Objective. Copy everything in the listing below word for word, apart from any images.

Given material.
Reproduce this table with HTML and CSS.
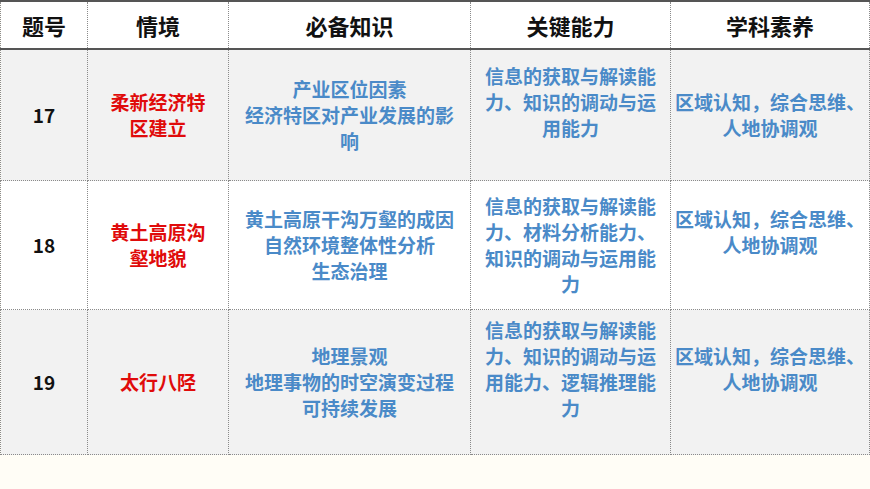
FILE: index.html
```html
<!DOCTYPE html>
<html lang="zh">
<head>
<meta charset="utf-8">
<link rel="stylesheet" href="styles.css">
</head>
<body>
<table class="grid">
  <colgroup>
    <col class="c1"><col class="c2"><col class="c3"><col class="c4"><col class="c5">
  </colgroup>
  <thead>
    <tr class="head">
      <th>题号</th><th>情境</th><th>必备知识</th><th>关键能力</th><th>学科素养</th>
    </tr>
  </thead>
  <tbody>
    <tr class="r1 shade">
      <td class="num">17</td>
      <td class="ctx">柔新经济特<br>区建立</td>
      <td class="blue">产业区位因素<br>经济特区对产业发展的影<br>响</td>
      <td class="blue">信息的获取与解读能<br>力、知识的调动与运<br>用能力<br>&nbsp;</td>
      <td class="blue">区域认知，综合思维、<br>人地协调观</td>
    </tr>
    <tr class="r2">
      <td class="num">18</td>
      <td class="ctx">黄土高原沟<br>壑地貌</td>
      <td class="blue">黄土高原干沟万壑的成因<br>自然环境整体性分析<br>生态治理</td>
      <td class="blue">信息的获取与解读能<br>力、材料分析能力、<br>知识的调动与运用能<br>力</td>
      <td class="blue">区域认知，综合思维、<br>人地协调观<br>&nbsp;</td>
    </tr>
    <tr class="r3 shade">
      <td class="num">19</td>
      <td class="ctx">太行八陉</td>
      <td class="blue">地理景观<br>地理事物的时空演变过程<br>可持续发展</td>
      <td class="blue">信息的获取与解读能<br>力、知识的调动与运<br>用能力、逻辑推理能<br>力<br>&nbsp;</td>
      <td class="blue">区域认知，综合思维、<br>人地协调观<br>&nbsp;</td>
    </tr>
  </tbody>
</table>
</body>
</html>
```

FILE: styles.css
```css
html, body {
  margin: 0;
  padding: 0;
  background: #fffdf6;
  width: 870px;
  height: 489px;
  overflow: hidden;
}
body {
  font-family: "Noto Sans CJK SC", "Noto Sans", sans-serif;
}
.grid {
  border-collapse: collapse;
  table-layout: fixed;
  width: 869px;
}
.c1 { width: 87px; }
.c2 { width: 141px; }
.c3 { width: 242px; }
.c4 { width: 200px; }
.c5 { width: 199px; }
.grid th, .grid td {
  border: 1px dotted #8a8a8a;
  text-align: center;
  vertical-align: middle;
  padding: 0;
  font-weight: 700;
}
.head th {
  background: #ffffff;
  color: #111111;
  font-size: 22px;
  height: 46px;
  line-height: 26px;
  border-top: 2px solid #555555;
  border-bottom: 2px solid #555555;
}
.grid td {
  font-size: 19px;
  line-height: 26px;
  background: #ffffff;
}
.shade td { background: #f2f2f2; }
.r1 td { height: 130px; }
.r2 td { height: 128px; }
.r3 td { height: 144px; }
.num { color: #111111; font-size: 18px; }
.ctx { color: #e00b0b; }
.blue { color: #4a8ac8; }
```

Completed task.
Reproduce this table with HTML and CSS.
FILE: index.html
```html
<!DOCTYPE html>
<html lang="zh">
<head>
<meta charset="utf-8">
<link rel="stylesheet" href="styles.css">
</head>
<body>
<table class="grid">
  <colgroup>
    <col class="c1"><col class="c2"><col class="c3"><col class="c4"><col class="c5">
  </colgroup>
  <thead>
    <tr class="head">
      <th>题号</th><th>情境</th><th>必备知识</th><th>关键能力</th><th>学科素养</th>
    </tr>
  </thead>
  <tbody>
    <tr class="r1 shade">
      <td class="num">17</td>
      <td class="ctx">柔新经济特<br>区建立</td>
      <td class="blue">产业区位因素<br>经济特区对产业发展的影<br>响</td>
      <td class="blue">信息的获取与解读能<br>力、知识的调动与运<br>用能力<br>&nbsp;</td>
      <td class="blue">区域认知，综合思维、<br>人地协调观</td>
    </tr>
    <tr class="r2">
      <td class="num">18</td>
      <td class="ctx">黄土高原沟<br>壑地貌</td>
      <td class="blue">黄土高原干沟万壑的成因<br>自然环境整体性分析<br>生态治理</td>
      <td class="blue">信息的获取与解读能<br>力、材料分析能力、<br>知识的调动与运用能<br>力</td>
      <td class="blue">区域认知，综合思维、<br>人地协调观<br>&nbsp;</td>
    </tr>
    <tr class="r3 shade">
      <td class="num">19</td>
      <td class="ctx">太行八陉</td>
      <td class="blue">地理景观<br>地理事物的时空演变过程<br>可持续发展</td>
      <td class="blue">信息的获取与解读能<br>力、知识的调动与运<br>用能力、逻辑推理能<br>力<br>&nbsp;</td>
      <td class="blue">区域认知，综合思维、<br>人地协调观<br>&nbsp;</td>
    </tr>
  </tbody>
</table>
</body>
</html>
```

FILE: styles.css
```css
html, body {
  margin: 0;
  padding: 0;
  background: #fffdf6;
  width: 870px;
  height: 489px;
  overflow: hidden;
}
body {
  font-family: "Noto Sans CJK SC", "Noto Sans", sans-serif;
}
.grid {
  border-collapse: collapse;
  table-layout: fixed;
  width: 869px;
}
.c1 { width: 87px; }
.c2 { width: 141px; }
.c3 { width: 242px; }
.c4 { width: 200px; }
.c5 { width: 199px; }
.grid th, .grid td {
  border: 1px dotted #8a8a8a;
  text-align: center;
  vertical-align: middle;
  padding: 0;
  font-weight: 700;
}
.head th {
  background: #ffffff;
  color: #111111;
  font-size: 22px;
  height: 46px;
  line-height: 26px;
  border-top: 2px solid #555555;
  border-bottom: 2px solid #555555;
}
.grid td {
  font-size: 19px;
  line-height: 26px;
  background: #ffffff;
}
.shade td { background: #f2f2f2; }
.r1 td { height: 130px; }
.r2 td { height: 128px; }
.r3 td { height: 144px; }
.num { color: #111111; font-size: 18px; }
.ctx { color: #e00b0b; }
.blue { color: #4a8ac8; }
```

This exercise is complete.